Adorable spider drawing from here.

Posted in Big Data | 6 Comments »

6 Responses

  1. Mathias Says:

    Did you have a look into scroogle? They use the google to let you search anonymously and give you 100 results back at a time. I’m not sure if they write how they do it, but they might.

  2. Diego E. Pettenò Says:

    I’d be surprised if just setting the user agent to one of a real browser is enough to fool Google. It definitely isn’t enough to fool me. My modsec custom ruleset is designed exactly to keep crawlers with fake user agent strings away from my site…

  3. James Says:

    https://ajax.googleapis.com/ajax/services/search/web?v=1.0&rsz=large&q=term&start=0

    Might have been worth a look. It’s limited to the top 64 results, eight at a time.

    You are likely to run afoul of their anti TOS-violation code if you hit it too fast, though that will apply to a normal Google search too. Alternately, adding &num=100 to a normal Google query might have sped things up a little.

  4. Multimedia Mike Says:

    To reiterate, the method outlined was absolutely successful and I was able to harvest hundreds of thousands of useful URLs. Google never blocked my crawler. I used Python’s urllib2 and the only header I modified was “User-Agent:”, cloned to simulate Apple’s Safari, according to my old code. My script had a random delay of 15-25 seconds between searches.

    @Diego: Is that a challenge? :-)

    @James: Yeah, I did just that (might not have been clear in the original post)– I requested 100 URLs at a time. Up to 10 searches for each term leading to possibly 1000 URLs/search.

  5. AD Says:

    I’ve never really had any use for storing a list of internet search results. But I can see that this could be a valuable excercise.

    Often I will want/need to search the web for some obscure result(s) within a pretty broad range on a given topic. The advanced search options or boolean in general can give you a narrowed search field but over time I’ve still had the best success in determining relevant search results by scanning the content descriptions. So far googles results still don’t look beyond the actual keywords and into the thematic elements of the pages themselves. Google doesn’t know when someone is talking about a movie when they’re not using the word movie or even if they aren’t mentioning the specific title in question (perhaps on purpose… hey, this is just an example).

    While I’ve been finding Google’s search results have been getting a lot worse lately they still seem better than the alternatives. Lately there’s more and more pages of results that include exactly the same content descriptions but with a different URLS… Ther’s many many various Wiki pages and IMDB clones in countless languages that aren’t offering up actual original content. Why isn’t google good at filtering this out? So much of it is obviously shameless advertisers/phishers using other people’s content to lure in websurfers.
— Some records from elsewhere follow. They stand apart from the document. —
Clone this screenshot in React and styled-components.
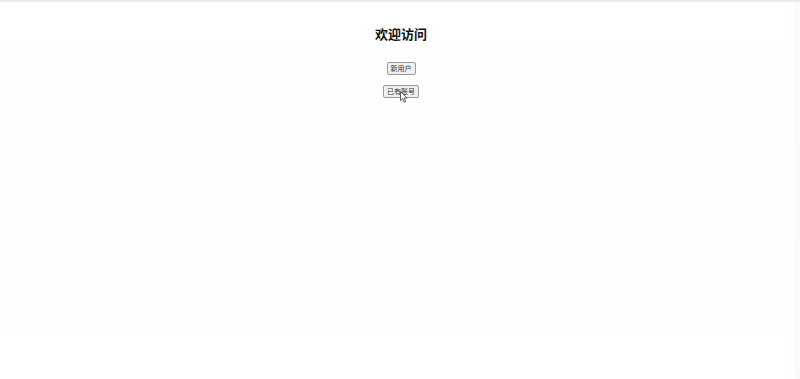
import React from 'react';
import styled, { createGlobalStyle } from 'styled-components';

const GlobalStyle = createGlobalStyle`
  html, body {
    margin: 0;
    padding: 0;
    background: #ffffff;
  }
  body {
    font-family: "Noto Sans CJK SC", "Liberation Sans", sans-serif;
  }
`;

const Page = styled.div`
  display: flex;
  flex-direction: column;
  align-items: center;
  min-height: 379px;
  padding: 24px 0 0 2px;
  border-top: 2px solid #ebebeb;
  box-sizing: border-box;
  background:
    linear-gradient(to left, #fcf9fd 5px, transparent 5px),
    linear-gradient(#ffffff, #fdfdfd 50%, #ffffff);
`;

const Title = styled.h2`
  margin: 0 0 20px;
  font-size: 13px;
  line-height: 16px;
  font-weight: 700;
  color: #111;
`;

const Button = styled.button`
  position: relative;
  font-family: "Noto Sans CJK SC", "Liberation Sans", sans-serif;
  font-size: 7px;
  line-height: 9px;
  padding: 1px 3px;
  margin-bottom: ${(p) => p.$gap || 0}px;
  color: #333;
  background: #f0f0f0;
  border: 1px solid #999;
  border-radius: 2px;
`;

const Cursor = styled.svg`
  position: absolute;
  left: 16px;
  top: 5px;
  width: 8px;
  height: 12px;
`;

export default function App() {
  return (
    <>
      <GlobalStyle />
      <Page>
        <Title>欢迎访问</Title>
        <Button $gap={10}>新用户</Button>
        <Button>
          已有账号
          <Cursor viewBox="0 0 8 12">
            <path d="M0.5 0.5 L0.5 9.5 L2.6 7.6 L4.2 11.2 L5.6 10.6 L4.1 7.1 L7 7.1 Z" fill="#fff" stroke="#333" strokeWidth="0.8" strokeLinejoin="round" />
          </Cursor>
        </Button>
      </Page>
    </>
  );
}
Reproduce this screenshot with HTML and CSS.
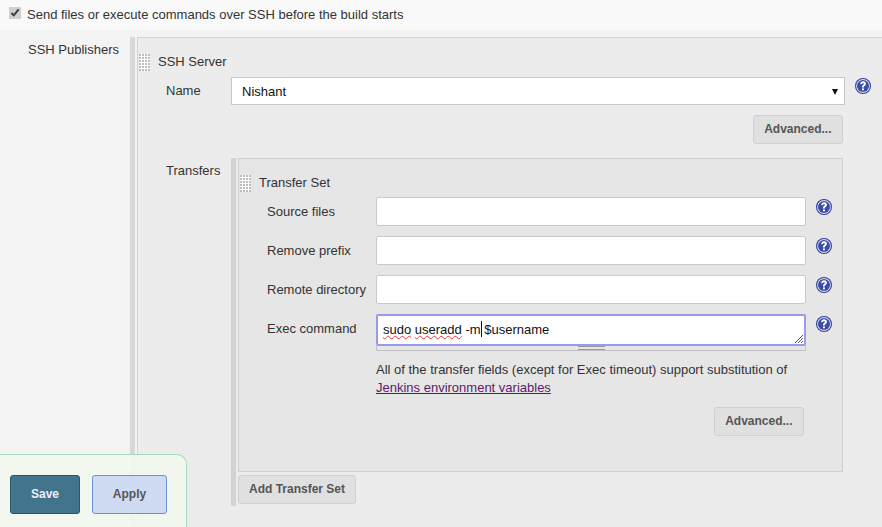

    So would crawling web results be useful? It sure would. A secondary program that could sort the thousands of results to my specs would be more than welcome. How hard would it be to group together all the entries with identical descriptions?

    Maintaining a list of relevant URLS combined with being able to crossreference this weeks search with the one I did a week/month/year ago would also tell me what pages are actually more likely to be new compared to something that got a new timestamp because of a blog comment or because it’s the same content but with new advertising.

  6. Multimedia Mike Says:

    @AD: You might be onto something here.